While modern artificial intelligences have made incredible strides over the last couple of decades, we still haven’t been able to achieve the sort of human-like thought processes which might lead us to true AI.

Chat bots and digital assistants like Siri and Alexa make decent simulations of intelligence some of the time, but they are defined by strict parameters which lead them to a limited number of responses or solutions. How many times have you asked Siri a seemingly simple question only to be met with a response which makes it clear it doesn’t really understand what you’re saying or have the ability for dynamic problem solving?

This sort of deterministic processing remains a stumbling block in the path toward more advanced AI, but scientists from the University of Southern California, along with collaborating colleagues, have developed new hardware which seeks to address the challenge. Their findings were published in the journal Nature Communications.

Scientists working on brain-inspired computing look to the human mind for guidance as to how artificial intelligences can operate. One of the benefits of human thought, when compared with computers, is our ability to let our minds wander.

Humans have a lifetime’s worth of input, experience, and memories which build our picture of the world, and those inputs often arise in our awareness seemingly unbidden. These chaotic trains of thought might seem distracting, and certainly they can be, but they also bring with them the opportunity to see problems from novel points of view.

Conversely, when computers operate under strictly defined pathways, they might get stuck pursuing a particular solution which could be suboptimal or not work at all. With this in mind, the team set out to develop hardware which mimic human neurons and introduce an element of randomness or “stochasticity” into the equation.

Cassidy Robots in a Maze GETTY

While artificial intelligences are often thought of as consisting solely, or at least mostly, of hardware, the team achieved randomness in problem solving by introducing new tunable hardware called memristors — a portmanteau of memory resistor.

These devices can allow for randomness based on the random movements of atoms and ions, and the team took the traditional device a step further. Historically, memristors have two terminals which limit their tunability. In this work, a third terminal was added allowing for increased tunability.

The memristors act as artificial neurons which fire in response to signals and cause the machine to begin searching for a solution to the problem set before it. As the AI evaluates possible solutions, it analyzes variables and assigns a value based on their similarity to one another. Those variables with values closer to one are considered very similar.

This analysis might cause a common AI to focus on particular solutions while ignoring others, which might not always be the best strategy for finding the best answer. By tuning the memristors, however, scientists can tweak those values, causing all of them to carry the same weight and forcing the AI to search broadly.

In short, it causes the machine to allow its mind to wander, to think outside the box, and to find any and all solutions which can work instead of prematurely clustering on one solution — even if it’s a correct one — too quickly.

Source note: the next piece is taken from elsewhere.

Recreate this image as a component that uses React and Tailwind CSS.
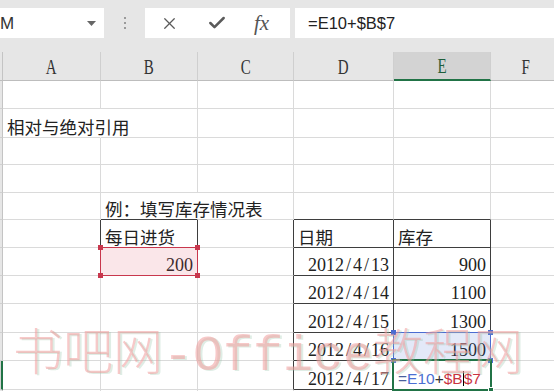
import { X, Check } from "lucide-react";

const CJK = "font-['Noto_Sans_CJK_SC',sans-serif]";
const SERIF = "font-['Liberation_Serif',serif]";
const SANS = "font-['Liberation_Sans',sans-serif]";

const COLS = ["A", "B", "C", "D", "E", "F"];
const WIDTHS = ["w-[98px]", "w-[97px]", "w-[96px]", "w-[100px]", "w-[97px]", "w-[70px]"];
const HEIGHTS = [
  "h-[28px]", "h-[29px]", "h-[27px]", "h-[28px]", "h-[27px]", "h-[28px]",
  "h-[28px]", "h-[28px]", "h-[29px]", "h-[28px]", "h-[29px]", "h-[28px]",
];

const RB = { g: "border-r-[#dadada]", d: "border-r-[#3e3e3e]", n: "border-r-transparent" };
const BB = { g: "border-b-[#dadada]", d: "border-b-[#3e3e3e]" };

const cjk = (t) => <span className={`${CJK} whitespace-nowrap pb-[2px] text-[17.5px] leading-none text-[#222]`}>{t}</span>;
const num = (t) => <span className={`${SERIF} whitespace-nowrap pb-[1px] text-[18px] leading-none text-[#222]`}>{t}</span>;
const date = (t) => (
  <span className={`${SERIF} whitespace-nowrap pb-[1px] text-[18px] leading-none text-[#222]`}>
    {t.split("/").map((part, i) => (
      <span key={i}>
        {i > 0 && <span className="inline-block w-[9px] text-center">/</span>}
        {part}
      </span>
    ))}
  </span>
);

const formula = (
  <span className={`${SANS} whitespace-nowrap pb-[3px] text-[15.5px] leading-none`}>
    <span className="text-[#4a5f9e]">=</span>
    <span className="text-[#4b6fd3]">E10</span>
    <span className="text-[#333]">+</span>
    <span className="text-[#c9323f]">$B</span>
    <span className="inline-block h-[15px] w-px translate-y-[2px] bg-black" />
    <span className="text-[#c9323f]">$7</span>
  </span>
);

const tableRow = (d, v, extra = {}) => ({
  2: { rb: "d" },
  3: { content: date(d), align: "r", rb: "d", bb: "d" },
  4: { content: v, align: "r", rb: "d", bb: "d", ...extra },
});

const ROWS = [
  {},
  { 0: { content: cjk("相对与绝对引用"), rb: "n" } },
  {},
  {},
  { 1: { content: cjk("例：填写库存情况表"), rb: "n", bb: "d" }, 3: { bb: "d" }, 4: { bb: "d" } },
  {
    0: { rb: "d" },
    1: { content: cjk("每日进货"), rb: "d", bb: "d" },
    2: { rb: "d" },
    3: { content: cjk("日期"), rb: "d", bb: "d" },
    4: { content: cjk("库存"), rb: "d", bb: "d" },
  },
  { 1: { content: num("200"), align: "r", overlay: "red" }, ...tableRow("2012/4/13", num("900")) },
  tableRow("2012/4/14", num("1100")),
  tableRow("2012/4/15", num("1300")),
  tableRow("2012/4/16", num("1500"), { overlay: "blue" }),
  tableRow("2012/4/17", formula, { align: "l", overlay: "green" }),
  {},
];

function RefBox({ border, fill, handle }) {
  return (
    <div className={`pointer-events-none absolute -inset-px z-10 border ${border} ${fill}`}>
      <span className={`absolute -left-[3px] -top-[3px] h-[5px] w-[5px] ${handle}`} />
      <span className={`absolute -right-[3px] -top-[3px] h-[5px] w-[5px] ${handle}`} />
      <span className={`absolute -bottom-[3px] -left-[3px] h-[5px] w-[5px] ${handle}`} />
      <span className={`absolute -bottom-[3px] -right-[3px] h-[5px] w-[5px] ${handle}`} />
    </div>
  );
}

function Cell({ w, spec }) {
  const s = spec || {};
  return (
    <div
      className={`relative flex shrink-0 items-end border-r border-b ${w} ${RB[s.rb || "g"]} ${BB[s.bb || "g"]} ${
        s.align === "r" ? "justify-end pr-[4px]" : "justify-start pl-[4px]"
      }`}
    >
      {s.content}
      {s.overlay === "red" && <RefBox border="border-[#c8374d]" fill="bg-[#e05a6a]/15" handle="bg-[#c8374d]" />}
      {s.overlay === "blue" && <RefBox border="border-[#4b6cd1]" fill="bg-[#466ed2]/15" handle="bg-[#4b6cd1]" />}
      {s.overlay === "green" && (
        <div className="pointer-events-none absolute -inset-[2px] z-10 border-2 border-[#217346]">
          <span className="absolute -bottom-[4px] -right-[4px] h-[6px] w-[6px] border border-white bg-[#217346]" />
        </div>
      )}
    </div>
  );
}

function TopBar() {
  return (
    <div className="flex h-[52px] shrink-0 items-start bg-[#e6e6e6] pt-[8px]">
      <div className="flex h-[30px] w-[104px] items-center bg-white">
        <span className={`${SANS} text-[17px] leading-none text-[#333]`}>M</span>
        <svg className="ml-auto mr-[8px]" width="9" height="5" viewBox="0 0 9 5">
          <polygon points="0,0 9,0 4.5,5" fill="#666" />
        </svg>
      </div>
      <div className="flex h-[30px] w-[41px] flex-col items-center justify-center gap-[3px]">
        <span className="h-[2px] w-[2px] bg-[#9a9a9a]" />
        <span className="h-[2px] w-[2px] bg-[#9a9a9a]" />
        <span className="h-[2px] w-[2px] bg-[#9a9a9a]" />
      </div>
      <div className="flex h-[30px] w-[145px] items-center bg-white pl-[15px]">
        <X size={19} strokeWidth={1.6} color="#5a5a5a" />
        <Check size={20} strokeWidth={3} color="#5a5a5a" className="ml-[28px]" />
        <span className={`${SERIF} ml-[27px] text-[21px] italic leading-none text-[#555]`}>fx</span>
      </div>
      <div className="ml-[5px] flex h-[30px] flex-1 items-center bg-white pl-[13px]">
        <span className={`${SANS} text-[16.5px] leading-none text-[#222]`}>=E10+$B$7</span>
      </div>
    </div>
  );
}

function HeaderRow() {
  return (
    <div className="flex h-[29px] shrink-0">
      <div className="w-[3px] shrink-0 border-r border-b border-r-[#c4c4c4] border-b-[#bdbdbd] bg-[#e6e6e6]" />
      {COLS.map((c, i) => (
        <div
          key={c}
          className={`flex shrink-0 items-end justify-center border-r border-r-[#cfcfcf] pb-[3px] ${WIDTHS[i]} ${
            c === "E" ? "border-b-2 border-b-[#217346] bg-[#d3d3d3] text-[#1e5e3a]" : "border-b border-b-[#bdbdbd] bg-[#e6e6e6] text-[#333]"
          }`}
        >
          <span className={`${SERIF} inline-block scale-x-75 text-[20px] leading-none`}>{c}</span>
        </div>
      ))}
    </div>
  );
}

export default function App() {
  return (
    <div className="relative flex h-[391px] w-[554px] flex-col overflow-hidden bg-white">
      <TopBar />
      <HeaderRow />
      {ROWS.map((row, r) => (
        <div key={r} className={`flex shrink-0 ${HEIGHTS[r]}`}>
          <div
            className={`w-[3px] shrink-0 border-r border-b border-b-[#d0d0d0] ${
              r === 10 ? "border-r-2 border-r-[#217346] bg-[#d3d3d3]" : "border-r-[#c4c4c4] bg-[#e6e6e6]"
            }`}
          />
          {COLS.map((c, i) => (
            <Cell key={c} w={WIDTHS[i]} spec={row[i]} />
          ))}
        </div>
      ))}

      <div className="pointer-events-none absolute left-[13px] top-[323px] z-30 flex items-baseline whitespace-nowrap text-[50px] leading-none text-[#f09c9c]/55 [text-shadow:2px_1px_0_rgba(150,195,170,0.3)]">
        <span className={`${CJK} font-light`}>书吧网</span>
        <span className="font-['Liberation_Mono',monospace]">-Office</span>
        <span className={`${CJK} font-light`}>教程网</span>
      </div>
    </div>
  );
}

Moreover, it turns out this can actually be more efficient than the traditional deterministic method and use less energy. Consider that the next time you find yourself humming the tune to a commercial jingle you haven’t heard since you were a kid, or even remembering the time you embarrassed yourself in front of a crowd.

The wanderings of your mind are what allow you to find unique and wonderful solutions to everyday problems. And before long, computers might have to suffer the same psychic traumas, for better or for worse.